Borrowed from Sally and made for St. Patrick’s Day, these are a true fudgy brownie.  You can absolutely taste the Guinness, so if that’s what’s you’re going for, stay with the frosting as listed (it’s a lot!).  We all agreed however, that this is a recipe (by hand even!), that would be brilliant with ice cream and hot fudge, or just a regular chocolate frosting – enjoy!


Ingredients

Scale

1 bottle (355 mL) Guinness beer

3/4 c. (170 g) butter AND 226 g semi-sweet chocolate, chopped (I used Lindt 70% dark)

1 1/4 c. (250 g) sugar

3 eggs AND 1 t. vanilla

1 c. (125 g) flour

1/2 t. EACH salt AND espresso powder

Frosting

1/2 c. (113 g) butter, room temperature

2 c. (240 g) icing sugar

2 to 3 T. reduced Guinness

1 t. espresso powder AND 1/2 t. vanilla AND 1/4 t. salt


Instructions

Bring the Guinness to a boil in a small saucepan and then reduce to a simmer for 5 to 10 minutes while stirring occasionally.  You’re aiming to reduce it to about a 3/4 cup.  Remove from the heat, measure out a 1/2 cup for the cake portion and set the remainder aside for the frosting.  Leave both to cool to room temperature.

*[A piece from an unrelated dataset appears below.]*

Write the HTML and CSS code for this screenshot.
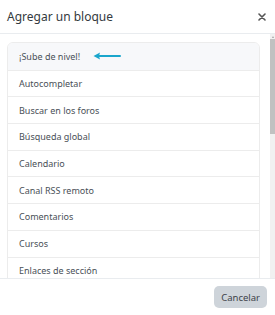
FILE: index.html
```html
<!DOCTYPE html>
<html lang="es">
<head>
    <meta charset="UTF-8">
    <meta name="viewport" content="width=device-width, initial-scale=1.0">
    <title>Agregar un bloque</title>
    <link rel="stylesheet" href="styles.css">
</head>
<body>
    <div class="modal">
        <div class="modal-header">
            <h5 class="modal-title">Agregar un bloque</h5>
            <button class="close-btn" aria-label="Cerrar">
                <svg width="8" height="8" viewBox="0 0 8 8">
                    <path d="M1 1 L7 7 M7 1 L1 7" stroke="#555" stroke-width="1.6" stroke-linecap="round"/>
                </svg>
            </button>
        </div>

        <div class="modal-body">
            <div class="scroll-area">
                <div class="list-group">
                    <a class="list-item active" href="#">¡Sube de nivel!
                        <svg class="arrow" width="28" height="8" viewBox="0 0 28 8">
                            <path d="M4 4 H27" stroke="#1aa6cc" stroke-width="2" stroke-linecap="round"/>
                            <path d="M0.5 4 L7 0.6 L6 4 L7 7.4 Z" fill="#1aa6cc"/>
                        </svg>
                    </a>
                    <a class="list-item" href="#">Autocompletar</a>
                    <a class="list-item" href="#">Buscar en los foros</a>
                    <a class="list-item" href="#">Búsqueda global</a>
                    <a class="list-item" href="#">Calendario</a>
                    <a class="list-item" href="#">Canal RSS remoto</a>
                    <a class="list-item" href="#">Comentarios</a>
                    <a class="list-item" href="#">Cursos</a>
                    <a class="list-item" href="#">Enlaces de sección</a>
                    <a class="list-item" href="#">Entrada aleatoria del glosario</a>
                    <a class="list-item" href="#">Eventos próximos</a>
                    <a class="list-item" href="#">Fechas importantes</a>
                    <a class="list-item" href="#">HTML</a>
                    <a class="list-item" href="#">Insignias recientes</a>
                    <a class="list-item" href="#">Línea de tiempo</a>
                    <a class="list-item" href="#">Mensajes</a>
                    <a class="list-item" href="#">Menú principal</a>
                    <a class="list-item" href="#">Navegación</a>
                </div>
            </div>
            <!-- scrollbar drawn by hand, the renderer hides native ones -->
            <div class="scrollbar">
                <span class="scroll-btn"></span>
                <div class="thumb"></div>
            </div>
        </div>

        <div class="modal-footer">
            <button class="btn-secondary">Cancelar</button>
        </div>
    </div>
</body>
</html>
```

FILE: styles.css
```css
body {
    margin: 0;
    background: #fff;
    font-family: "Noto Sans", "DejaVu Sans", sans-serif;
    color: #495057;
}
.modal {
    width: 275px;
    height: 315px;
    display: flex;
    flex-direction: column;
}
.modal-header {
    height: 33px;
    display: flex;
    align-items: center;
    justify-content: space-between;
    padding: 0 8px 0 7px;
    border-bottom: 1px solid #e9ecef;
}
.modal-title {
    margin: 0;
    font-size: 12px;
    font-weight: 400;
    color: #343a40;
}
.close-btn {
    border: none;
    background: none;
    padding: 0;
    width: 10px;
    height: 10px;
    display: flex;
    align-items: center;
    justify-content: center;
    cursor: pointer;
}
.modal-body {
    height: 244px;
    display: flex;
}
.scroll-area {
    flex: 1;
    overflow: hidden;
    padding: 8px 10px 0 7px;
}
.scrollbar {
    width: 5px;
    background: #f1f1f1;
    display: flex;
    flex-direction: column;
    align-items: center;
}
.scroll-btn {
    width: 0;
    height: 0;
    margin: 2px 0 1px;
    border-left: 1.5px solid transparent;
    border-right: 1.5px solid transparent;
    border-bottom: 2px solid #a3a3a3;
}
.thumb {
    width: 5px;
    height: 95px;
    background: #c1c1c1;
}
.list-group {
    border: 1px solid #ececec;
    border-radius: 6px;
    overflow: hidden;
}
.list-item {
    display: flex;
    align-items: center;
    gap: 13px;
    height: 25.7px;
    padding: 0 11px;
    border-top: 1px solid #ececec;
    font-size: 9px;
    color: #495057;
    text-decoration: none;
}
.list-item:first-child {
    border-top: none;
}
.list-item.active {
    background: #f7f8fa;
    height: 26.7px;
}
.modal-footer {
    flex: 1;
    border-top: 1px solid #e9ecef;
    display: flex;
    align-items: center;
    justify-content: flex-end;
    padding: 0 8px;
}
.btn-secondary {
    font-family: inherit;
    font-size: 9.5px;
    color: #3d4349;
    background: #ced4da;
    border: none;
    border-radius: 5px;
    padding: 0 7px;
    height: 22px;
    cursor: pointer;
}
```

Preheat the oven to 350, spray a 9 x 9 baking pan, line it with parchment leaving an overhang on 2 sides (if you wish, for easy removal) and spray the parchment.  Place the butter and chocolate into a large microwaveable bowl and then heat/melt in 30 second increments until the butter and chocolate can be whisked together smoothly.  Whisk in the sugar and the cooled 1/2 cup of reduced Guinness, then whisk in the eggs and vanilla. Lastly whisk in the flour, salt and espresso powder.  Scrape the batter into your prepared pan, smooth the top and then bake for about 30 minutes until the center temperature reaches 200.  Remove from the oven and leave on a wire rack to cool completely before frosting.

For the frosting, use your mixer to beat the butter for a couple of minutes until smooth and fluffy then add in the icing sugar and mix on low until it gets worked in a bit.  Increase the speed and drizzle in a couple of tablespoons of reduced Guinness, then the espresso powder, vanilla and salt.  Scrape down the sides and beat again.  You’ll likely need to add a titch more Guinness – if you’ve run out then use room temperature cream or milk.  Beat again and add liquid as needed until you have a spreadable consistency that works for you.  Ice as you wish and serve up the Guinness Brownies! – these are rich so if there’s any left over they’ll be equally fudgy and delicious the next day.